Mount CephFS using Kernel Driver

Prerequisite

Before mounting CephFS, copy the Ceph configuration file and keyring for the CephX user that has CAPS to mount MDS to the client host (where CephFS will be mounted and used) from the host where Ceph Monitor resides. Please note that it’s possible to mount CephFS without conf and keyring, but in that case, you would have to pass the MON’s socket and CephX user’s secret key manually to every mount command you run.

  1. Generate a minimal conf file for the client host and place it at a standard location:

    # on client host
    mkdir /etc/ceph
    ssh {user}@{mon-host} "sudo ceph config generate-minimal-conf" | sudo tee /etc/ceph/ceph.conf
    

    Alternatively, you may copy the conf file. But the above method creates a conf with minimum details which is better.

  2. Ensure that the conf file has appropriate permissions:

    chmod 644 /etc/ceph/ceph.conf
    
  3. Create a CephX user and get its secret key:

    ssh {user}@{mon-host} "sudo ceph fs authorize cephfs client.foo / rw" | sudo tee /etc/ceph/ceph.client.foo.keyring
    

    In above command, replace cephfs with the name of your CephFS, foo by the name you want for CephX user and / by the path within your CephFS for which you want to allow access to the client and rw stands for, both, read and write permissions. Alternatively, you may copy the Ceph keyring from the MON host to client host at /etc/ceph but creating a keyring specific to the client host is better.

Note

If you get 2 prompts for password while running above any of 2 above command, run sudo ls (or any other trivial command with sudo) immediately before these commands.

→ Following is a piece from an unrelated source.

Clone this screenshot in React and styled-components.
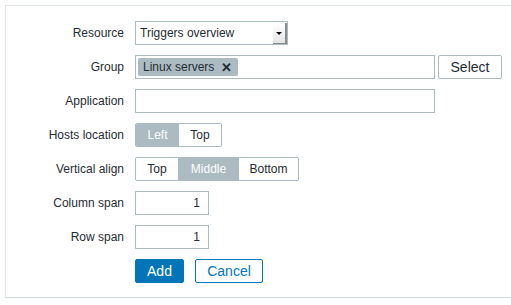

  1. Ensure that the keyring has appropriate permissions:

    chmod 600 /etc/ceph/ceph.client.foo.keyring
    
  2. mount.ceph helper is installed with Ceph packages. If for some reason installing these packages is not feasible and/or mount.ceph is not present on the system, you can still mount CephFS, but you’ll need to explicitly pass the monitor addreses and CephX user keyring. To verify that it is installed, do:

    stat /sbin/mount.ceph
    

Synopsis

In general, the command to mount CephFS via kernel driver looks like this:

mount -t ceph {device-string}:{path-to-mounted} {mount-point} -o {key-value-args} {other-args}

Mounting CephFS

On Ceph clusters, CephX is enabled by default. Use mount command to mount CephFS with the kernel driver:

mkdir /mnt/mycephfs
mount -t ceph :/ /mnt/mycephfs -o name=foo

The key-value argument right after option -o is CephX credential; name is the username of the CephX user we are using to mount CephFS. The default value for name is guest.

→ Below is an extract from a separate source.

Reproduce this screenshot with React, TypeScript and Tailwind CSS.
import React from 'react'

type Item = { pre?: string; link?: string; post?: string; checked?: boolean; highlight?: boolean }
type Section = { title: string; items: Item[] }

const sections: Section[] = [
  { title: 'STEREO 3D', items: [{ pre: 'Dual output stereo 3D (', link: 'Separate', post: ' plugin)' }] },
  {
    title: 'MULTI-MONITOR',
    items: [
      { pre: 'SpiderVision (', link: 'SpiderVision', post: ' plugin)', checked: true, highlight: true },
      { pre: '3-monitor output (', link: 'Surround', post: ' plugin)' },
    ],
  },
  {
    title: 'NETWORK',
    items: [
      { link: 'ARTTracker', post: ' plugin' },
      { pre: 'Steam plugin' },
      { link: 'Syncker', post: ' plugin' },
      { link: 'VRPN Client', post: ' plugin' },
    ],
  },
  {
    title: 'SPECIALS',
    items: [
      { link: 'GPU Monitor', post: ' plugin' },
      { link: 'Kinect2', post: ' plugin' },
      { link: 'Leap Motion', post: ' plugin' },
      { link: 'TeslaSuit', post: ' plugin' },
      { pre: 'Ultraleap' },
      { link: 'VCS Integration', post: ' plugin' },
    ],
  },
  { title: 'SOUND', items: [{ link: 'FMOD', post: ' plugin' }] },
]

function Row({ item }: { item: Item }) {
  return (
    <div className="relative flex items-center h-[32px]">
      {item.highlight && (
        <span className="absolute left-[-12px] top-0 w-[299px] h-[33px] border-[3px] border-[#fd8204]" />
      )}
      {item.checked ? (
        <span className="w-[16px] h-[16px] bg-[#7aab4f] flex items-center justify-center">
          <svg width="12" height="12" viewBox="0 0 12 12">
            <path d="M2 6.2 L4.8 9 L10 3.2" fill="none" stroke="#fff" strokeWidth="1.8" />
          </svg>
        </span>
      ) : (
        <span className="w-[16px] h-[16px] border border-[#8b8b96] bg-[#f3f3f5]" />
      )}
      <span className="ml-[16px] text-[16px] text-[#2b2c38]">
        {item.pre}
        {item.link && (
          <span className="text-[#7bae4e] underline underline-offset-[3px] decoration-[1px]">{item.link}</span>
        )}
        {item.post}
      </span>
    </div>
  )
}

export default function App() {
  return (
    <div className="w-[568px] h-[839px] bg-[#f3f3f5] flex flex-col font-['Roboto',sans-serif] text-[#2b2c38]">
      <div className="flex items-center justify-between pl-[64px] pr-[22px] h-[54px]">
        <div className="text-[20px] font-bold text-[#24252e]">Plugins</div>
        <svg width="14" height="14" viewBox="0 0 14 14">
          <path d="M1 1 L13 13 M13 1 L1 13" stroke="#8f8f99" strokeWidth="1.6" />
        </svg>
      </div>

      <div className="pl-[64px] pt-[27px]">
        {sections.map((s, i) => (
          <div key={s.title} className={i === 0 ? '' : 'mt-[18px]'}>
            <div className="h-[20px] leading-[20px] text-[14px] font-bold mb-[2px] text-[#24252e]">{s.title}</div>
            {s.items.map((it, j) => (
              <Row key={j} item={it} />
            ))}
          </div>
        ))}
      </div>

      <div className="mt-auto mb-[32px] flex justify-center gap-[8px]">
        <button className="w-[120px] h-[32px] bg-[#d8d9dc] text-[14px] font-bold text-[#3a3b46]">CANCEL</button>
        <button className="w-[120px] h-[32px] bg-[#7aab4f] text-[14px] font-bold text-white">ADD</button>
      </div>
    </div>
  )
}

The kernel driver also requires MON’s socket and the secret key for the CephX user. In case of the above command, mount.ceph helper figures out these details automatically by finding and reading Ceph conf file and keyring. In case you don’t have these files on the host where you’re running mount command, you can pass these details yourself too:

mount -t ceph 192.168.0.1:6789,192.168.0.2:6789:/ /mnt/mycephfs -o name=foo,secret=AQATSKdNGBnwLhAAnNDKnH65FmVKpXZJVasUeQ==

Passing a single MON socket in above command works too. A potential problem with the command above is that the secret key is left in your shell’s command history. To prevent that you can copy the secret key inside a file and pass the file by using the option secretfile instead of secret:

mount -t ceph :/ /mnt/mycephfs -o name=foo,secretfile=/etc/ceph/foo.secret

Ensure the permissions on the secret key file are appropriate (preferably, 600).

In case CephX is disabled, you can omit -o and the list of key-value arguments that follow it:

mount -t ceph :/ /mnt/mycephfs

To mount a subtree of the CephFS root, append the path to the device string:

mount -t ceph :/subvolume/dir1/dir2 /mnt/mycephfs -o name=fs

If you have more than one file system on your Ceph cluster, you can mount the non-default FS on your local FS as follows:

mount -t ceph :/ /mnt/mycephfs2 -o name=fs,mds_namespace=mycephfs2

Unmounting CephFS

To unmount the Ceph file system, use the umount command as usual:

umount /mnt/mycephfs

Tip

Ensure that you are not within the file system directories before executing this command.

Persistent Mounts

To mount CephFS in your file systems table as a kernel driver, add the following to /etc/fstab:

[{ipaddress}:{port}]:/ {mount}/{mountpoint} ceph [name=username,secret=secretkey|secretfile=/path/to/secretfile],[{mount.options}]

For example:

:/     /mnt/ceph    ceph    name=admin,noatime,_netdev    0       2

The default for the name= parameter is guest. If the secret or secretfile options are not specified then the mount helper will attempt to find a secret for the given name in one of the configured keyrings.

See User Management for details on CephX user management and mount.ceph manual for more options it can take. For troubleshooting, see Kernel mount debugging.